What's new and exciting in the UK at the moment?
"I find it very exciting at the moment. There is a lot
of Irish standup coming in, a lot of surreal stuff. An Irish comic just won the Perrier
award at the Edinburgh Festival. A lot of Irish acts are coming up. A lot of us are
touring in Europe and stuff. I find that really positive that more and more of us are
getting out and touring and stuff.
I've just done my first one hour special for Channel 4 that goes out at the end of the year. It's a bit like the Planet of the Apes except it's all cows. Humans dressed up in cow costumes. It's a parallel world to ours. It's still 1990's something but it's all cows. In this world cows drive cars, live in houses and talk and vote for maybe 80 or 100 years. So it's still a sitcom except it has cows."
Do you think that comedy has been moving towards the more universally funny things during these last few years?
"Well everyone has been traveling a lot more than they used to. Before people would only be doing their stuff in one place. So you might be working in London before and doing a lot of jokes about London. Then you'd travel to Coventry, Manchester and Edinburgh and people would just go 'what?'. We're in Coventry, Manchester or whatever and they just wouldn't get those jokes. So now that I and a lot of us travel around a lot we have to tell universal jokes that people can understand everywhere. The alternative comedy scene that really took off around the beginning of the 80's has now moved into mainstream media. There are shows on BBC and Channel 4 featuring comics from the alternative scene and that means that the old comedians that did mostly variety shows are being pushed aside now. The younger generation is coming up now and they work harder at it and they are thinking on global terms. In the standup scene you now have comics from all over the world coming into it. That's good and it's healthy that we're touring. Now we're even coming up here to Iceland. Just a couple of years ago there hadn't been any standup in Iceland but now that's taking off as well."
In your routine you talked about how much you liked technology. So this whole explosion, what with the Internet and everything must make you feel like a kid in a toy store?
"The Internet is great. I want to do shows all around
the world. I want to do South Africa, St. Petersburg, Australia and the Internet is a
great way to get in. Other people have been putting up pages about me, for example in
Holland. There's also been some pages put up by Polygram that I did some videos
for. I think of myself more as a band now than a comedian. I tour and release videos. Next
time we're in Iceland I think we'll do a video of the show. I now have videos out in
Britain that are good quality but since they are shot in Britain it might be better for
non-english speakers to watch something shot in Iceland.
I didn't earn enough money until recently to able to afford all that. But back in the eighties when I was in Sheffield I used to own this little machine called Sinclair Spectrum and I had it linked up to a black and white TV. There was a computer linkup called Prestel through Bristish Telecom, sort of early Internet and I had that when I was on the dole. I couldn't do anything with it. You could order things by credit card and I didn't have a credit card or any money. I could find out when planes could take off and land at Heathrow but I wasn't going anywhere.
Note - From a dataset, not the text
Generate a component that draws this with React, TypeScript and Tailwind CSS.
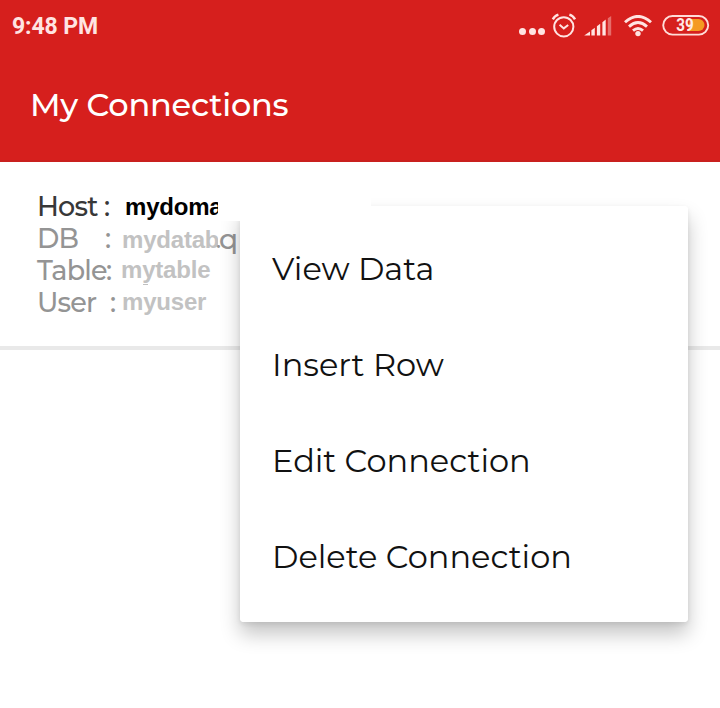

I would always buy computers and electronic typewriters when other people were buying clothes and stuff. I taught myself Basic and all that, because I took Maths A level and got an A in it. Then I went to University and did accounting and financial management with mathematics as my degree, not English literature as people would expect. So I love all that. Films are my big love and I just did a film with Gerard Depardieu, Bob Hoskins and Patricia Arquette called The Secret Agent and set in the 1880's. It's made after the book of the same name by Joseph Conrad and is directed by Christopher Hampton who wrote Dangerous Liaisons."
That's quite a serious film isn't it?
"Yes, and that's part of my reason for staying off TV in the UK, because I want to do straight acting as well as the comedy. Now I travel around and thousands of people see me, but if I do television millions see you. So I thought, I can do serious stuff because a lot of people have heard of my name in the UK but they don't know what I do and that gives me a blank check to do stuff. I think if you get too established as a comedy person people don't want to see you do straight work and that gets in the way. Comedy is such a drug, it's such a hit. Everyone likes laughing. Film is a mixture of everything. It has a lot of money in it, I did finance, it has all that technology and I love that and it has the acting and creative side and I love that as well. So film and television was always where I knew I was going to work because I was so big on all three areas of it. I understand money and how business works. So I always try to make everything work out financially. It's quite cheap to do standup compared to bands, you know with all the people and the equipment involved. I take more than most standups but it does well. This means that I can now afford to buy the equipment I want to get. I always seem to buy the latest thing and then hand them on to someone else. Have you noticed how you get these things and you can do all these amazing things on them and then you use about 15 percent of what they can do. You know how that's about how much we use of our brain and I wonder if that is linked in some way."